[Task objective]
Write out each line of the listing as it stands, without the images.

+++++

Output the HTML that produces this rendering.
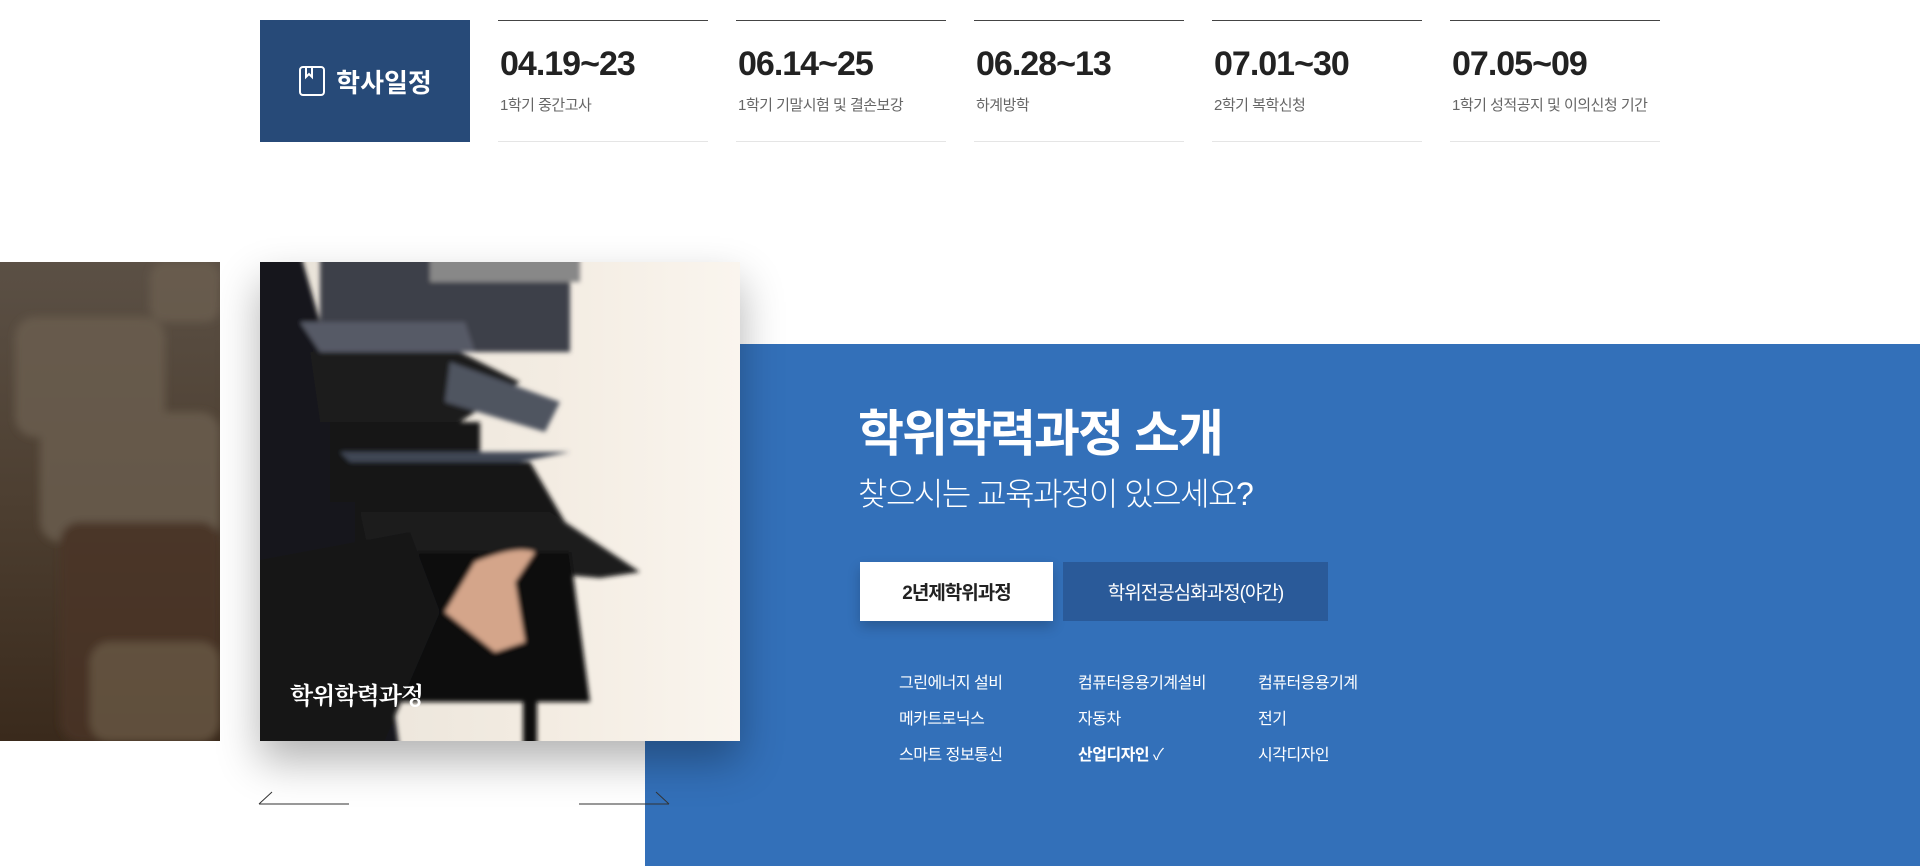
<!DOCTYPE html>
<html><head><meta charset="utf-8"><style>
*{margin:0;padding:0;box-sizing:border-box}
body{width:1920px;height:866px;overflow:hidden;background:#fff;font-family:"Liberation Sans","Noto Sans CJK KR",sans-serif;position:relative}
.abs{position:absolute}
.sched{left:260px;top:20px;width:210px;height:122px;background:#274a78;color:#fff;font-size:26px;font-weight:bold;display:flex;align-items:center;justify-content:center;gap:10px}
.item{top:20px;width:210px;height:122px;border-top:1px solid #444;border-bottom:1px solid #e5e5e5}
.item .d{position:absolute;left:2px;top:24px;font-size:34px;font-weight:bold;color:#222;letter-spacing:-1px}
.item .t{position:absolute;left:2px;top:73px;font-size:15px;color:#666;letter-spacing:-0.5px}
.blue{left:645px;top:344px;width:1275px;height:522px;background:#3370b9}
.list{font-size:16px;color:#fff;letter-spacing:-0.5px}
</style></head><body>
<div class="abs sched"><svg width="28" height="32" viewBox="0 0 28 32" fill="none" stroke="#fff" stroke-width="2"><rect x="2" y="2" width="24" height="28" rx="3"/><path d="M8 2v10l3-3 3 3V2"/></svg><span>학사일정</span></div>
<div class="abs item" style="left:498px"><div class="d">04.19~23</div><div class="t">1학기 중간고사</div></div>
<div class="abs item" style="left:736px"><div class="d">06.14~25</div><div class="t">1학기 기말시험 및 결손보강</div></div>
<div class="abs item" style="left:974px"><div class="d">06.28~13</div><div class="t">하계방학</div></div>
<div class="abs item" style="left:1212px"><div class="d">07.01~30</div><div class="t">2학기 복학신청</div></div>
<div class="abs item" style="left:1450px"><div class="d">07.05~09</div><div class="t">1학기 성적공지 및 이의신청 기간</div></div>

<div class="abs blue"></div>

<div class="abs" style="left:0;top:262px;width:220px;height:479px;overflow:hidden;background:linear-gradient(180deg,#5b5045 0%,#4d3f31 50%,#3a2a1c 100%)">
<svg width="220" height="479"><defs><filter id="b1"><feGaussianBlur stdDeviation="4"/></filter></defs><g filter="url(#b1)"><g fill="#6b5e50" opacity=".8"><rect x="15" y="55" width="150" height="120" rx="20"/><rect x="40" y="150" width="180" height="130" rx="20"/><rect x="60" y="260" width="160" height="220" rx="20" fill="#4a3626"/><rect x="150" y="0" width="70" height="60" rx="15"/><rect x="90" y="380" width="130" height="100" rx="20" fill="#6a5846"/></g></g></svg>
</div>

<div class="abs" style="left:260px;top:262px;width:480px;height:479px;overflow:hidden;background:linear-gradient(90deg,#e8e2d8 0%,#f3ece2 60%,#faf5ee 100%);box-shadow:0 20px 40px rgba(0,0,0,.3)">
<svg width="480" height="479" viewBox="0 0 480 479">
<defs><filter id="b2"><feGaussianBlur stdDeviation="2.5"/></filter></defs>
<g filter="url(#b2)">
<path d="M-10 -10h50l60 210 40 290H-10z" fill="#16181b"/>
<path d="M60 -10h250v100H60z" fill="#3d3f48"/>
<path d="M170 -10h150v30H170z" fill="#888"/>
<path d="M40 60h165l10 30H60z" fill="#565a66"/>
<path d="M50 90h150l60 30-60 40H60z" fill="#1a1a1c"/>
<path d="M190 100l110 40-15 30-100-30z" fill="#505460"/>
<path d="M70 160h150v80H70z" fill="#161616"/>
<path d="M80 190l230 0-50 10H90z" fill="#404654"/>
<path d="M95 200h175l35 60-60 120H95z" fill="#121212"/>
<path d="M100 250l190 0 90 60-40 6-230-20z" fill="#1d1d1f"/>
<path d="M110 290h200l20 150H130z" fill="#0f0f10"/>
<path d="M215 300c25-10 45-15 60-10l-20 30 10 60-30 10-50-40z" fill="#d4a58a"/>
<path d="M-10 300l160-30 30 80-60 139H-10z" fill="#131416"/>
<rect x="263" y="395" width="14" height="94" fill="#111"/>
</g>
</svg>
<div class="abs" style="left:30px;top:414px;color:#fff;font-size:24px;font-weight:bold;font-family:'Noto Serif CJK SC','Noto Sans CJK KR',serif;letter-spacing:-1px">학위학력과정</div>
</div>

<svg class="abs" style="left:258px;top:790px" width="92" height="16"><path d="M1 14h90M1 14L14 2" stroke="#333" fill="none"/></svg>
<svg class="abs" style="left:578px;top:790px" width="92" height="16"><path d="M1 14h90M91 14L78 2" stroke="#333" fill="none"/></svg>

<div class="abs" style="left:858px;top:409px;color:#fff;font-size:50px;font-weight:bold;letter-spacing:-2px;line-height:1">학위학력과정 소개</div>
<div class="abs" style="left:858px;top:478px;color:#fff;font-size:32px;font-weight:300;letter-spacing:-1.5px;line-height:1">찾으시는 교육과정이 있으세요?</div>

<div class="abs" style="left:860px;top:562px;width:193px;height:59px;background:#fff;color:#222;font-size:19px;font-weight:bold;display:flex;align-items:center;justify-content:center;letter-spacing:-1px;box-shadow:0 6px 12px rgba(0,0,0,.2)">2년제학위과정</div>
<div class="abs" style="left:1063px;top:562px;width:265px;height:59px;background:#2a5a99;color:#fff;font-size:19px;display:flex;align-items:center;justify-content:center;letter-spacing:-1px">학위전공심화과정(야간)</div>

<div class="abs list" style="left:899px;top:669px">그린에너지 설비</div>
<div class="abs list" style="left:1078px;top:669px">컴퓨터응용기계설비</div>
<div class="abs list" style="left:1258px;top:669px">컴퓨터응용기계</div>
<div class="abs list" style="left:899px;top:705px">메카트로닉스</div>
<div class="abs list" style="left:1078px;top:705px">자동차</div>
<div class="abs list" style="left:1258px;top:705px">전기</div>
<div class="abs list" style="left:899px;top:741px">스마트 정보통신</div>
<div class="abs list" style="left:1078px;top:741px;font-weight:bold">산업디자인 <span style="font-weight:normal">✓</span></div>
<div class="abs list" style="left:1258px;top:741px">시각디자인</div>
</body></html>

+++++

[Solution to the exercise]
Output the HTML that produces this rendering.
<!DOCTYPE html>
<html><head><meta charset="utf-8"><style>
*{margin:0;padding:0;box-sizing:border-box}
body{width:1920px;height:866px;overflow:hidden;background:#fff;font-family:"Liberation Sans","Noto Sans CJK KR",sans-serif;position:relative}
.abs{position:absolute}
.sched{left:260px;top:20px;width:210px;height:122px;background:#274a78;color:#fff;font-size:26px;font-weight:bold;display:flex;align-items:center;justify-content:center;gap:10px}
.item{top:20px;width:210px;height:122px;border-top:1px solid #444;border-bottom:1px solid #e5e5e5}
.item .d{position:absolute;left:2px;top:24px;font-size:34px;font-weight:bold;color:#222;letter-spacing:-1px}
.item .t{position:absolute;left:2px;top:73px;font-size:15px;color:#666;letter-spacing:-0.5px}
.blue{left:645px;top:344px;width:1275px;height:522px;background:#3370b9}
.list{font-size:16px;color:#fff;letter-spacing:-0.5px}
</style></head><body>
<div class="abs sched"><svg width="28" height="32" viewBox="0 0 28 32" fill="none" stroke="#fff" stroke-width="2"><rect x="2" y="2" width="24" height="28" rx="3"/><path d="M8 2v10l3-3 3 3V2"/></svg><span>학사일정</span></div>
<div class="abs item" style="left:498px"><div class="d">04.19~23</div><div class="t">1학기 중간고사</div></div>
<div class="abs item" style="left:736px"><div class="d">06.14~25</div><div class="t">1학기 기말시험 및 결손보강</div></div>
<div class="abs item" style="left:974px"><div class="d">06.28~13</div><div class="t">하계방학</div></div>
<div class="abs item" style="left:1212px"><div class="d">07.01~30</div><div class="t">2학기 복학신청</div></div>
<div class="abs item" style="left:1450px"><div class="d">07.05~09</div><div class="t">1학기 성적공지 및 이의신청 기간</div></div>

<div class="abs blue"></div>

<div class="abs" style="left:0;top:262px;width:220px;height:479px;overflow:hidden;background:linear-gradient(180deg,#5b5045 0%,#4d3f31 50%,#3a2a1c 100%)">
<svg width="220" height="479"><defs><filter id="b1"><feGaussianBlur stdDeviation="4"/></filter></defs><g filter="url(#b1)"><g fill="#6b5e50" opacity=".8"><rect x="15" y="55" width="150" height="120" rx="20"/><rect x="40" y="150" width="180" height="130" rx="20"/><rect x="60" y="260" width="160" height="220" rx="20" fill="#4a3626"/><rect x="150" y="0" width="70" height="60" rx="15"/><rect x="90" y="380" width="130" height="100" rx="20" fill="#6a5846"/></g></g></svg>
</div>

<div class="abs" style="left:260px;top:262px;width:480px;height:479px;overflow:hidden;background:linear-gradient(90deg,#e8e2d8 0%,#f3ece2 60%,#faf5ee 100%);box-shadow:0 20px 40px rgba(0,0,0,.3)">
<svg width="480" height="479" viewBox="0 0 480 479">
<defs><filter id="b2"><feGaussianBlur stdDeviation="2.5"/></filter></defs>
<g filter="url(#b2)">
<path d="M-10 -10h50l60 210 40 290H-10z" fill="#16181b"/>
<path d="M60 -10h250v100H60z" fill="#3d3f48"/>
<path d="M170 -10h150v30H170z" fill="#888"/>
<path d="M40 60h165l10 30H60z" fill="#565a66"/>
<path d="M50 90h150l60 30-60 40H60z" fill="#1a1a1c"/>
<path d="M190 100l110 40-15 30-100-30z" fill="#505460"/>
<path d="M70 160h150v80H70z" fill="#161616"/>
<path d="M80 190l230 0-50 10H90z" fill="#404654"/>
<path d="M95 200h175l35 60-60 120H95z" fill="#121212"/>
<path d="M100 250l190 0 90 60-40 6-230-20z" fill="#1d1d1f"/>
<path d="M110 290h200l20 150H130z" fill="#0f0f10"/>
<path d="M215 300c25-10 45-15 60-10l-20 30 10 60-30 10-50-40z" fill="#d4a58a"/>
<path d="M-10 300l160-30 30 80-60 139H-10z" fill="#131416"/>
<rect x="263" y="395" width="14" height="94" fill="#111"/>
</g>
</svg>
<div class="abs" style="left:30px;top:414px;color:#fff;font-size:24px;font-weight:bold;font-family:'Noto Serif CJK SC','Noto Sans CJK KR',serif;letter-spacing:-1px">학위학력과정</div>
</div>

<svg class="abs" style="left:258px;top:790px" width="92" height="16"><path d="M1 14h90M1 14L14 2" stroke="#333" fill="none"/></svg>
<svg class="abs" style="left:578px;top:790px" width="92" height="16"><path d="M1 14h90M91 14L78 2" stroke="#333" fill="none"/></svg>

<div class="abs" style="left:858px;top:409px;color:#fff;font-size:50px;font-weight:bold;letter-spacing:-2px;line-height:1">학위학력과정 소개</div>
<div class="abs" style="left:858px;top:478px;color:#fff;font-size:32px;font-weight:300;letter-spacing:-1.5px;line-height:1">찾으시는 교육과정이 있으세요?</div>

<div class="abs" style="left:860px;top:562px;width:193px;height:59px;background:#fff;color:#222;font-size:19px;font-weight:bold;display:flex;align-items:center;justify-content:center;letter-spacing:-1px;box-shadow:0 6px 12px rgba(0,0,0,.2)">2년제학위과정</div>
<div class="abs" style="left:1063px;top:562px;width:265px;height:59px;background:#2a5a99;color:#fff;font-size:19px;display:flex;align-items:center;justify-content:center;letter-spacing:-1px">학위전공심화과정(야간)</div>

<div class="abs list" style="left:899px;top:669px">그린에너지 설비</div>
<div class="abs list" style="left:1078px;top:669px">컴퓨터응용기계설비</div>
<div class="abs list" style="left:1258px;top:669px">컴퓨터응용기계</div>
<div class="abs list" style="left:899px;top:705px">메카트로닉스</div>
<div class="abs list" style="left:1078px;top:705px">자동차</div>
<div class="abs list" style="left:1258px;top:705px">전기</div>
<div class="abs list" style="left:899px;top:741px">스마트 정보통신</div>
<div class="abs list" style="left:1078px;top:741px;font-weight:bold">산업디자인 <span style="font-weight:normal">✓</span></div>
<div class="abs list" style="left:1258px;top:741px">시각디자인</div>
</body></html>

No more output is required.